There are no limits on campaign contributions in the State of Virginia to referendum committees[6].

Corporate/labor union contributions

Corporations and labor unions are permitted to donate to referendum committees in Virginia[7].

Electronic filing

Under Virginia law, all referendum committees must file their campaign finance reports electronically if they have raised $10,000 or more or made more than $10,000 in expenditures[8].

Reporting requirements and reports

Virginia is different from other states in which they have three different calendars depending on when the referendum is placed on the ballot.

November elections

For November elections, referendum committees must file reports on.

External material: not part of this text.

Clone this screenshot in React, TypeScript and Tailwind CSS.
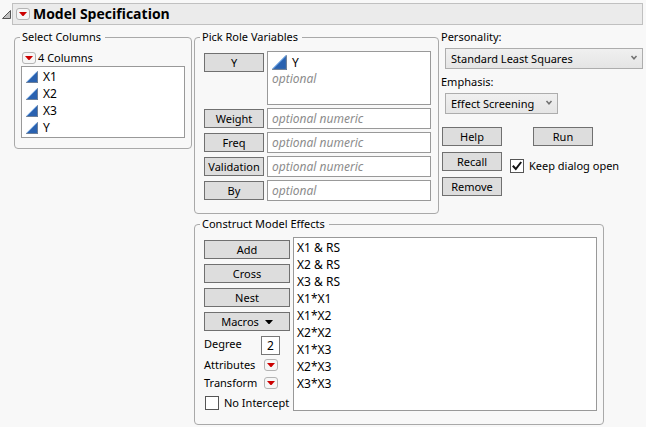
import { useState } from "react";
import type { ReactNode } from "react";

const columns = ["X1", "X2", "X3", "Y"];

const roles = [
  { name: "Weight", hint: "optional numeric" },
  { name: "Freq", hint: "optional numeric" },
  { name: "Validation", hint: "optional numeric" },
  { name: "By", hint: "optional" },
];

const effects = [
  "X1 & RS",
  "X2 & RS",
  "X3 & RS",
  "X1*X1",
  "X1*X2",
  "X2*X2",
  "X1*X3",
  "X2*X3",
  "X3*X3",
];

function Group({
  title,
  className = "",
  children,
}: {
  title: string;
  className?: string;
  children: ReactNode;
}) {
  return (
    <fieldset
      className={`min-w-0 rounded border border-[#a9a9a9] px-[5px] ${className}`}>
      <legend className="pl-0.5 pr-1 leading-4">{title}</legend>
      {children}
    </fieldset>
  );
}

function PushButton({
  className = "",
  children,
}: {
  className?: string;
  children: ReactNode;
}) {
  return (
    <button
      type="button"
      className={`flex h-[19px] shrink-0 items-center justify-center border border-[#707070] bg-[#dddddd] leading-4 ${className}`}>
      {children}
    </button>
  );
}

function RedTriangle({ label }: { label: string }) {
  return (
    <button
      type="button"
      aria-label={label}
      className="flex h-3 w-3.5 shrink-0 items-center justify-center rounded-[3px] border border-[#b4b4b4] bg-[#f6f6f6]">
      <svg width="8" height="4" viewBox="0 0 8 4">
        <path d="M0 0h8L4.5 4h-1z" fill="#cc0000" />
      </svg>
    </button>
  );
}

// Blue wedge shown beside continuous variables
function ContinuousIcon({ size = 12 }: { size?: number }) {
  return (
    <svg className="shrink-0" width={size} height={size} viewBox="0 0 12 12">
      <path d="M0 12L12 0v12z" fill="#2a62b0" />
      <path d="M0.5 11.3L11.3 0.5" stroke="#5590d8" strokeWidth="1" />
      <path d="M0 11.5h11.5V0.5" fill="none" stroke="#7f8894" strokeWidth="0.8" />
    </svg>
  );
}

function DropDown({
  id,
  value,
  className = "",
}: {
  id: string;
  value: string;
  className?: string;
}) {
  return (
    <div className={`relative ${className}`}>
      <select
        id={id}
        className="block h-[21px] w-full appearance-none border border-[#adadad] bg-linear-to-b from-[#f0f0f0] to-[#e5e5e5] pl-[5px] pr-4 leading-4">
        <option>{value}</option>
      </select>
      <svg
        className="pointer-events-none absolute right-[5px] top-[7px]"
        width="8"
        height="6"
        viewBox="0 0 8 6">
        <path d="M1.5 1L4 3.8 6.5 1" fill="none" stroke="#707070" strokeWidth="1.5" />
      </svg>
    </div>
  );
}

function CheckBox({ label, defaultChecked }: { label: string; defaultChecked?: boolean }) {
  const [checked, setChecked] = useState(!!defaultChecked);

  return (
    <label className="flex h-4 items-center gap-[5px] whitespace-nowrap leading-4">
      <span className="relative h-3.5 w-3.5 shrink-0">
        <input
          type="checkbox"
          checked={checked}
          onChange={(e) => setChecked(e.target.checked)}
          className="block h-3.5 w-3.5 appearance-none border border-[#555555] bg-white"
        />
        {checked && (
          <svg
            className="pointer-events-none absolute inset-0"
            width="14"
            height="14"
            viewBox="0 0 14 14">
            <path d="M2.8 6.8L5.8 10 11.2 3" fill="none" stroke="#111111" strokeWidth="2" />
          </svg>
        )}
      </span>
      {label}
    </label>
  );
}

export default function App() {
  return (
    <main className="min-h-screen bg-[#f8f8f8] pb-0.5 pl-0.5 pr-[3px] pt-[3px] font-['Noto_Sans','Open_Sans',sans-serif] text-[11px] text-black">
      <header className="flex items-center">
        <button type="button" aria-label="Collapse outline" className="w-2.5 shrink-0">
          <svg width="9" height="9" viewBox="0 0 9 9">
            <path d="M0.5 8.5h8v-8z" fill="#c0c0c0" stroke="#555555" />
          </svg>
        </button>
        <div className="flex h-[22px] flex-1 items-center gap-[3px] border border-[#c0c0c0] bg-[#ebebeb] pl-[3px]">
          <RedTriangle label="Model Specification options" />
          <h1 className="font-['Open_Sans','Noto_Sans',sans-serif] text-[14px] font-bold leading-5">
            Model Specification
          </h1>
        </div>
      </header>

      <div className="mt-1 flex items-start gap-0.5 pl-3">
        <Group title="Select Columns" className="w-[178px] shrink-0 pb-2.5 pt-[5px]">
          <div className="px-px">
            <div className="flex h-4 items-center gap-0.5 pl-px">
              <RedTriangle label="Columns options" />
              <span>4 Columns</span>
            </div>
            <ul className="border border-[#999999] bg-white px-1 py-px">
              {columns.map((name) => (
                <li
                  key={name}
                  className="flex h-[17px] items-center gap-[5px] text-[12px] leading-4">
                  <ContinuousIcon />
                  {name}
                </li>
              ))}
            </ul>
          </div>
        </Group>

        <div className="flex min-w-0 flex-1 flex-col gap-0.5">
          <div className="flex items-start gap-0.5">
            <Group title="Pick Role Variables" className="flex-1 pb-3 pt-1.5">
              <div className="flex flex-col gap-[3px] pl-1 pr-0.5">
                <div className="flex items-start gap-[3px]">
                  <PushButton className="mt-0.5 w-[60px]">Y</PushButton>
                  <div className="h-[54px] flex-1 border border-[#999999] bg-white px-1 py-0.5">
                    <div className="flex h-[17px] items-center gap-[5px] text-[12px] leading-4">
                      <ContinuousIcon size={15} />
                      Y
                    </div>
                    <p className="text-[12px] italic leading-4 text-[#8c8c8c]">optional</p>
                  </div>
                </div>
                {roles.map((role) => (
                  <div key={role.name} className="flex items-center gap-[3px]">
                    <PushButton className="w-[60px]">{role.name}</PushButton>
                    <input
                      type="text"
                      aria-label={role.name}
                      placeholder={role.hint}
                      className="h-[21px] min-w-0 flex-1 border border-[#999999] bg-white px-1 text-[12px] leading-4 placeholder:italic placeholder:text-[#8c8c8c]"
                    />
                  </div>
                ))}
              </div>
            </Group>

            <div className="w-[202px] shrink-0">
              <label htmlFor="personality" className="mb-[3px] block leading-4">
                Personality:
              </label>
              <DropDown id="personality" value="Standard Least Squares" className="ml-1" />
              <label htmlFor="emphasis" className="mb-[3px] mt-[5px] block leading-4">
                Emphasis:
              </label>
              <DropDown id="emphasis" value="Effect Screening" className="ml-1 w-[113px]" />
              <div className="mt-[13px] flex gap-2 pl-px">
                <div className="flex flex-col gap-1.5">
                  <PushButton className="w-[60px]">Help</PushButton>
                  <PushButton className="w-[60px]">Recall</PushButton>
                  <PushButton className="w-[60px]">Remove</PushButton>
                </div>
                <div className="flex flex-col gap-3">
                  <PushButton className="ml-[23px] w-[60px]">Run</PushButton>
                  <CheckBox label="Keep dialog open" defaultChecked />
                </div>
              </div>
            </div>
          </div>

          <Group title="Construct Model Effects" className="mr-[39px] pb-[13px] pt-[5px]">
            <div className="flex gap-[3px] pl-1 pr-px">
              <div className="w-[86px] shrink-0 pt-[3px]">
                <div className="flex flex-col gap-[5px]">
                  <PushButton>Add</PushButton>
                  <PushButton>Cross</PushButton>
                  <PushButton>Nest</PushButton>
                  <PushButton className="gap-1.5">
                    Macros
                    <svg width="8" height="4" viewBox="0 0 8 4">
                      <path d="M0 0h8L4.5 4h-1z" fill="#000000" />
                    </svg>
                  </PushButton>
                  <div className="flex items-start justify-between pr-2.5">
                    <label htmlFor="degree" className="leading-4">
                      Degree
                    </label>
                    <input
                      id="degree"
                      type="text"
                      defaultValue="2"
                      className="h-[19px] w-[19px] border border-[#777777] bg-white text-center text-[12px] leading-4"
                    />
                  </div>
                </div>
                <div className="mt-0.5 flex flex-col gap-0.5 pr-3">
                  <div className="flex h-4 items-center justify-between">
                    <span>Attributes</span>
                    <RedTriangle label="Attributes" />
                  </div>
                  <div className="flex h-4 items-center justify-between">
                    <span>Transform</span>
                    <RedTriangle label="Transform" />
                  </div>
                </div>
                <div className="mt-1 pl-px">
                  <CheckBox label="No Intercept" />
                </div>
              </div>
              <ul className="min-w-0 flex-1 border border-[#999999] bg-white px-[3px] py-px text-[12px]">
                {effects.map((effect) => (
                  <li key={effect} className="leading-[17px]">
                    {effect}
                  </li>
                ))}
              </ul>
            </div>
          </Group>
        </div>
      </div>
    </main>
  );
}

  • Off-year reports-All referendum committees that qualified the year before the November election must file off-year reports beginning after the referendum was first qualified. Up to two reports are mandated depending when the referendum qualified in the off-year. The first reporting period is from January 1 to June 30th which is due on July 15th. The second off-year reporting period July 1 to December 31st in which is due on January 15th.
  • April 15th report-For all campaign finance activity from January 1 to March 31st. Due on April 15th.
  • July 15th report-For all campaign finance activity from April 1st to June 30th. Due on July 15th.
  • September 15th report-For all campaign finance activity from July 1st to August 31st. Due on September 15th.
  • 8 Day Pre-Election report-For all campaign finance activity from September 1 until thirteen (13) days before the election. The report is due eight (8) days before the election.
  • 30 Day Post-Election report-For all campaign finance activity from twelve (12) days before the election until twenty-three (23) days after the November election. The report is due thirty (30) days after the election.
  • January 15th report-This reports covers all activity after the 30 day post-election deadline until December 31st. The report is due on January 15th[9].

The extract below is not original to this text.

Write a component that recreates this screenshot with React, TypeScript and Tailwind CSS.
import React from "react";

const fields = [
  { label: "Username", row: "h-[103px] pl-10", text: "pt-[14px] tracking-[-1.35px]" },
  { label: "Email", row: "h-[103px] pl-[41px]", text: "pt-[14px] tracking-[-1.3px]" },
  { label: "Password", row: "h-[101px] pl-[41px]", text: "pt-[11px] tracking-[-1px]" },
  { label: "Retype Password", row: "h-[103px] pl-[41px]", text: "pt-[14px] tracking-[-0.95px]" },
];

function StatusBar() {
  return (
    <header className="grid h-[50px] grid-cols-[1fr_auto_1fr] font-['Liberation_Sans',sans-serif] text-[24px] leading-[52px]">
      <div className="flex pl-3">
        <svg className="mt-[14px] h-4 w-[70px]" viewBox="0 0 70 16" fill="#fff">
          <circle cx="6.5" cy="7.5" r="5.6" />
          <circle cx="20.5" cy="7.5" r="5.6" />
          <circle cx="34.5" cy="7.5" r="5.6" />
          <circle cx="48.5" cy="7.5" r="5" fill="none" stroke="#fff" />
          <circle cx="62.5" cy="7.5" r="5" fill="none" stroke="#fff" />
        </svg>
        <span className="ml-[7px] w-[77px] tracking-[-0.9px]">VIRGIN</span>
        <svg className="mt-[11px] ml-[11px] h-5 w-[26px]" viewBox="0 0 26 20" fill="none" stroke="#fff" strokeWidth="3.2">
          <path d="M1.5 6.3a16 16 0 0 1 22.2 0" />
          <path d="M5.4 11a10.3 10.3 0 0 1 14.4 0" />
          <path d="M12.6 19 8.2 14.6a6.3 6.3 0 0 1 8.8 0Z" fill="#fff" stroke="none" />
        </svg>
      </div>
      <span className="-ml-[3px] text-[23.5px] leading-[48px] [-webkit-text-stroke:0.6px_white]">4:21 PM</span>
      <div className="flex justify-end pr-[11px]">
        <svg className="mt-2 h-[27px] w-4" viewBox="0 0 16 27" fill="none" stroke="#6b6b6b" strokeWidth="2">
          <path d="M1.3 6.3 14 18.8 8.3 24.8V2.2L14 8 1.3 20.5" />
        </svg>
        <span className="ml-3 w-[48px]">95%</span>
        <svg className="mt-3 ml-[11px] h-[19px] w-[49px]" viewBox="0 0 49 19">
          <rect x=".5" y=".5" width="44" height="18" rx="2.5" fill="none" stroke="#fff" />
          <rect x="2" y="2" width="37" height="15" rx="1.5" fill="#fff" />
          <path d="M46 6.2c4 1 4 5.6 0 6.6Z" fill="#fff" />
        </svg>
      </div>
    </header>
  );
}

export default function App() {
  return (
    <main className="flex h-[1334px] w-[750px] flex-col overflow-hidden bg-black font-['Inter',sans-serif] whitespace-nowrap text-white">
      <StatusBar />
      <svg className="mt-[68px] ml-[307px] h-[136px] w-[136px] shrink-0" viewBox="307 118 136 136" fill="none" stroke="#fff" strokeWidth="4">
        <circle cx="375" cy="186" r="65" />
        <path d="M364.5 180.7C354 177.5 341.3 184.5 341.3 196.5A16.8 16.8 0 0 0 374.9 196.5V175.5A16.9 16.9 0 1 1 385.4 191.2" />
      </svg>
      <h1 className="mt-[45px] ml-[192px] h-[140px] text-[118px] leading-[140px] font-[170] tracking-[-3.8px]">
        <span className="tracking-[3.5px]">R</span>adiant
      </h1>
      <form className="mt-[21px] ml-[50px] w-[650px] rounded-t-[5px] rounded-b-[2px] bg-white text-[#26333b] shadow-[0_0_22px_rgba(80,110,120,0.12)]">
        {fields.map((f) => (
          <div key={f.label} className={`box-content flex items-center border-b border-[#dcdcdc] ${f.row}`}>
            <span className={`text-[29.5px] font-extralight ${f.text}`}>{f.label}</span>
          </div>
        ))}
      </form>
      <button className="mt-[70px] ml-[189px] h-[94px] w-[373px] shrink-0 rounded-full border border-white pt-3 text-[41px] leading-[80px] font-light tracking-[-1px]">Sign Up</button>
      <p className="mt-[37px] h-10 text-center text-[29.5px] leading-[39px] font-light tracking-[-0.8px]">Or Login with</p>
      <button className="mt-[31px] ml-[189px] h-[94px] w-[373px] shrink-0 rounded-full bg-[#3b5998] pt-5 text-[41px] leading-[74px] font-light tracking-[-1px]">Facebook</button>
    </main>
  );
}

Campaign advertising restrictions

There are no campaign advertisement or disclosure restrictions in Virginia as referendum committees are exempt from all political advertisement regulations[10].

Terminating a committee

Under Virginia law, any Referendum committee that plans to terminate must not report new receipts of funds received or expenditures made, a retirement of all outstanding debts, and a disposition of how surplus funds must be spent[11].

Surplus funds can be used for returning of funds to contributors not exceeding the original amounts donated, donating the excess to any charity, to one or more registered political committees, or to defray unreimbursed expenses[12].